You have no idea how this is me...it is so me that after my first batch was in their teens I talk hubby into a reversal and we had another set, now that is how pathetic I am...and how blessed I am...twice! Kim
It's like that. And I'm *so* with you on it.
We were forced by economics to downsize the year our twins went away to college. My plan is to get into a big house again so I can enjoy it more when everyone and their future SO's come "home".
However - I must say with today's technology, there are weeks I communicate more with my 2 kids away at school than I do the one still at home!!
i LOVE this post. this one, and the one where you ran into the tree branch.
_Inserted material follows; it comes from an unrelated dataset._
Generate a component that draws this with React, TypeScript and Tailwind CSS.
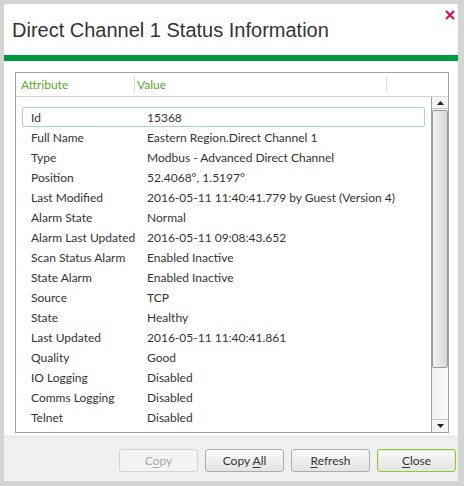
import React from "react";

const rows: [string, string][] = [
  ["Id", "15368"],
  ["Full Name", "Eastern Region.Direct Channel 1"],
  ["Type", "Modbus - Advanced Direct Channel"],
  ["Position", "52.4068°, 1.5197°"],
  ["Last Modified", "2016-05-11 11:40:41.779 by Guest (Version 4)"],
  ["Alarm State", "Normal"],
  ["Alarm Last Updated", "2016-05-11 09:08:43.652"],
  ["Scan Status Alarm", "Enabled Inactive"],
  ["State Alarm", "Enabled Inactive"],
  ["Source", "TCP"],
  ["State", "Healthy"],
  ["Last Updated", "2016-05-11 11:40:41.861"],
  ["Quality", "Good"],
  ["IO Logging", "Disabled"],
  ["Comms Logging", "Disabled"],
  ["Telnet", "Disabled"],
];

function Btn({
  pre,
  key1,
  post,
  disabled,
  primary,
}: {
  pre: string;
  key1: string;
  post: string;
  disabled?: boolean;
  primary?: boolean;
}) {
  const base =
    "w-[79px] h-[23px] rounded-[3px] border flex items-center justify-center text-[12px] leading-none";
  const cls = disabled
    ? "border-[#d2d2d2] bg-[#f4f4f4] text-[#a8a8a8]"
    : primary
    ? "border-[#8cc63f] bg-gradient-to-b from-[#fafafa] to-[#e4e4e4] text-[#333] shadow-[inset_0_0_0_1px_#e4f2d2]"
    : "border-[#acacac] bg-gradient-to-b from-[#fafafa] to-[#e4e4e4] text-[#333]";
  return (
    <div className={`${base} ${cls}`}>
      <span>
        {pre}
        <span className="underline underline-offset-2">{key1}</span>
        {post}
      </span>
    </div>
  );
}

export default function App() {
  return (
    <div className="w-[464px] h-[486px] bg-[#d4d4d4] pt-[4px] pl-[4px] overflow-hidden">
      <div
        className="relative w-[454px] h-[477px] bg-white rounded-tl-[3px] flex flex-col"
        style={{ fontFamily: "Lato, 'Open Sans', sans-serif" }}
      >
        <svg
          className="absolute left-[441px] top-[6px]"
          width="10"
          height="10"
          viewBox="0 0 10 10"
        >
          <path d="M1 1 L9 9 M9 1 L1 9" stroke="#d4145a" strokeWidth="2.2" />
        </svg>
        <div
          className="h-[51px] flex items-center pl-[8px] pt-[1px] text-[20px] text-[#333]"
          style={{ fontFamily: "'Liberation Sans', Arial, sans-serif" }}
        >
          Direct Channel 1 Status Information
        </div>
        <div className="h-[6px] bg-[#009a3e]" />
        <div className="flex-1 pt-[11px] pl-[11px] pr-[9px]">
          <div className="h-[361px] border border-[#a0a0a0] flex flex-col">
            <div className="h-[24px] border-b border-[#d6d6d6] flex items-center text-[12px] text-[#5aa829]">
              <div className="w-[119px] pl-[5px] flex items-center border-r border-[#dcdcdc] h-[15px]">
                Attribute
              </div>
              <div className="w-[252px] pl-[2px] h-[15px] flex items-center border-r border-[#dcdcdc]">
                Value
              </div>
            </div>
            <div className="flex-1 flex">
              <div className="flex-1 pt-[10px] pl-[6px] pr-[6px]">
                {rows.map(([a, v], i) => (
                  <div
                    key={a}
                    className={`h-[20px] flex items-center pt-[2px] text-[12px] text-[#333] rounded-[2px] border ${
                      i === 0 ? "border-[#a9c9ef]" : "border-transparent"
                    }`}
                  >
                    <div className="w-[124px] pl-[8px]">{a}</div>
                    <div className="whitespace-nowrap">{v}</div>
                  </div>
                ))}
              </div>
              <div className="w-[17px] border-l border-[#a0a0a0] flex flex-col bg-gradient-to-r from-[#f0f0f0] to-[#fafafa]">
                <div className="h-[12px] flex items-center justify-center border-b border-[#c8c8c8] bg-[#f4f4f4]">
                  <svg width="7" height="4" viewBox="0 0 7 4">
                    <path d="M0 4 L3.5 0 L7 4 Z" fill="#222" />
                  </svg>
                </div>
                <div className="h-[258px] mt-[1px] rounded-[2px] border border-[#9a9a9a] bg-gradient-to-r from-[#f4f4f4] to-[#d6d6d6]" />
                <div className="flex-1" />
                <div className="h-[13px] flex items-center justify-center border-t border-[#c8c8c8] bg-[#f4f4f4]">
                  <svg width="7" height="4" viewBox="0 0 7 4">
                    <path d="M0 0 L7 0 L3.5 4 Z" fill="#222" />
                  </svg>
                </div>
              </div>
            </div>
          </div>
        </div>
        <div className="h-[45px] border-t border-[#e2e2e2] bg-[#f0f0f0] flex items-center justify-end gap-[7px] pr-[2px] pt-[3px]">
          <Btn pre="C" key1="o" post="py" disabled />
          <Btn pre="Copy " key1="A" post="ll" />
          <Btn pre="" key1="R" post="efresh" />
          <Btn pre="" key1="C" post="lose" primary />
        </div>
      </div>
    </div>
  );
}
When I told my mother I would not be able to stand it when my kids left home she said," that is why God gives you babies and not teenagers."
You will be ready- well you are never quite ready- but they fly anyway and if you are the mother they need you to be, you let them.
Your heart will be broken and remade over and over- but seeing you kids grow and become productive adults is a real reward.
Love them now and love them then.
I feel this way now about my mother and mother-in-law. I miss the women they were, and my heart breaks a little after each visit.
beautifully written - I feel this way too when one or both my kids are gone. But this is why we are given the teen years. It helps protect our weak mommy hearts and helps to urge them onward and out of our house.
This piece made me cry. My oldest is stretching out his wings and preening for flight. In his senior year of high school, he is already half gone and I am left with puncture wounds in my heart.
Brilliant writing! I loved this. What a powerful reminder to appreciate our children while we have them. This line... "Adding small people into the mix shoves me to a place of overload where I’m chronically late, sometimes snappish, and frequently found holding Clue Junior, soccer cleats, and a dozen eggs, a look of befuddlement on my face"... made me laugh out loud. The rest of it made me cry.
This was beautiful.
During our rare alone times, I, too, am surprised to feel that familiar notion that "Hey, I actually DO like this man I married." It's a nice reminder.
love it. gorgeous and in my heart. thanks.
I'm 52 and have "adult" children.
I was a mother who sobbed when my firstborn went away to college. So my husband and I went to an art gallery and dinner and enjoyed ourselves.
I cried when the second and last one went away to college and then I noticed that when I cleaned the bathroom, it stayed clean for more than an hour. And the food didnt vanish from the fridge an hour after I got home from the grocery store. And my husband and I didnt have to make dates to have an evening alone together--it was like being newlyweds again. We discovered sex in the afternoon!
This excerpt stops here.